Let's look at the simplest parallel circuit:

enter image description here

Resistors R1 and R2 are in parallel.

The reason for the rule is that potential (voltage) is a property of a node in a circuit or a position in space. If we have a charged particle at B, and we move it to A, no matter how we get to A (either by passing through R1 or R2), we will have to add the same amount of energy to get there, defined by the potential difference (voltage) between A and B.

Now let's look at two voltage dividers in parallel:

enter image description here

Now the R1-R3 combination is in parallel with the R2-R4 combination.

If we take a charged particle from B to A, it doesn't matter what path we take, it always requires the same amount of energy.

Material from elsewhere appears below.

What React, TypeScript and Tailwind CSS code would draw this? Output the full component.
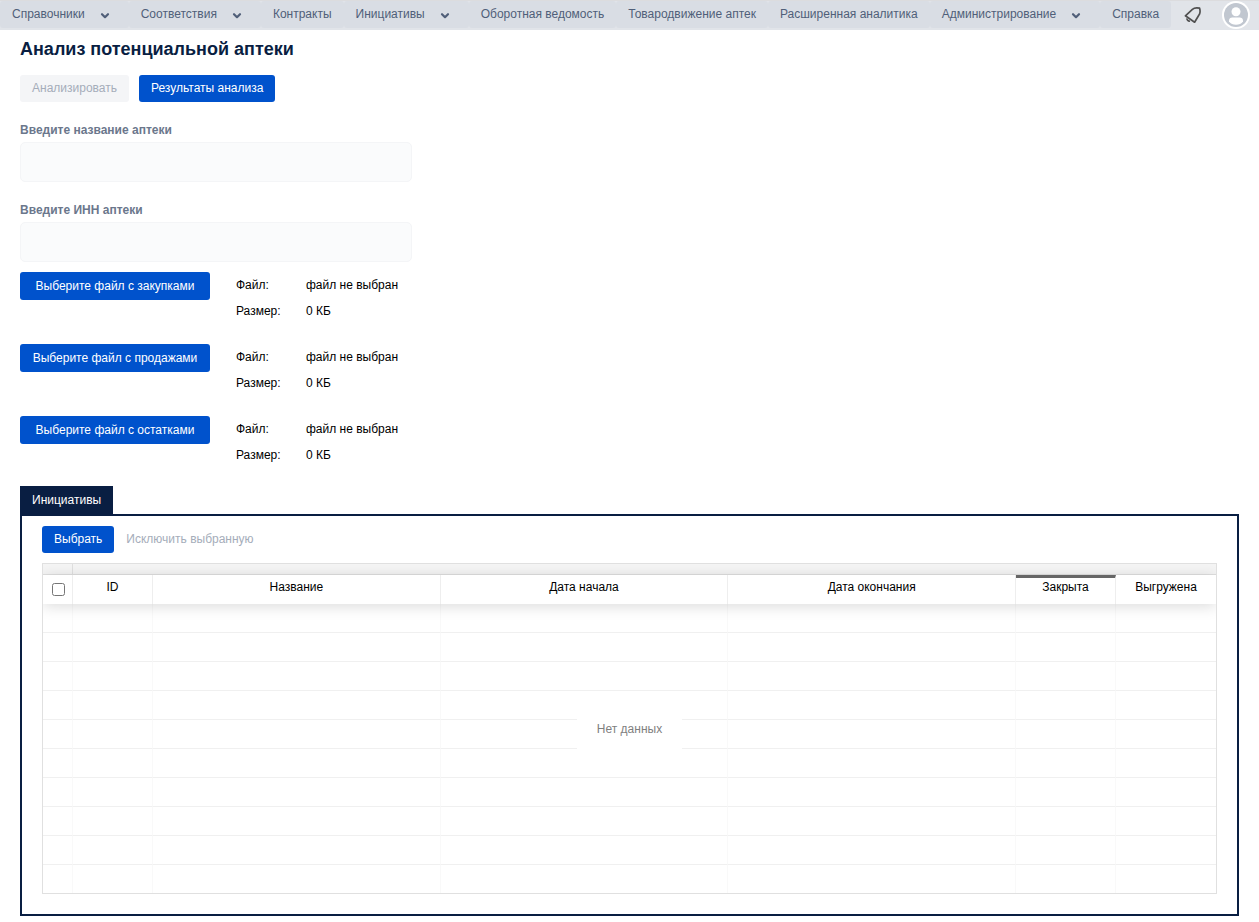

But that doesn't force any equality between the potentials at X and Y. From an electrical potential point of view, X might be "10% of the way from A to B" and Y might be "90% of the way from A to B".

For example, let's say B is at 0 V, and A is at 100 V. Then if R1 and R3 are both 50 ohms, we know from the voltage divider rule that X is at 50 V. This has no dependence on R2, R4, or the voltage at Y.

If R2 is 30 ohms and R4 is 70 ohms, then the voltage divider rule tells us the voltage at Y is 70 V. Again, it doesn't depend at all on R1, R3, or the voltage at X.

Finally, let me double-check one other thing you might have gotten confused about. Here's your schematic again:

enter image description here

Notice where the two lines meet and I put a red circle, there's a heavy "dot" at the intersection of the two lines. This dot indicates the wires are connected at that intersection.

Notice the other place where two lines meet and I put a blue circle. There's no dot at that intersection. This means the two wires are not connected there. So there's no parallel connection between the upper two resistors. The only parallel connection is between the voltage dividers as a whole (Like my second example, above).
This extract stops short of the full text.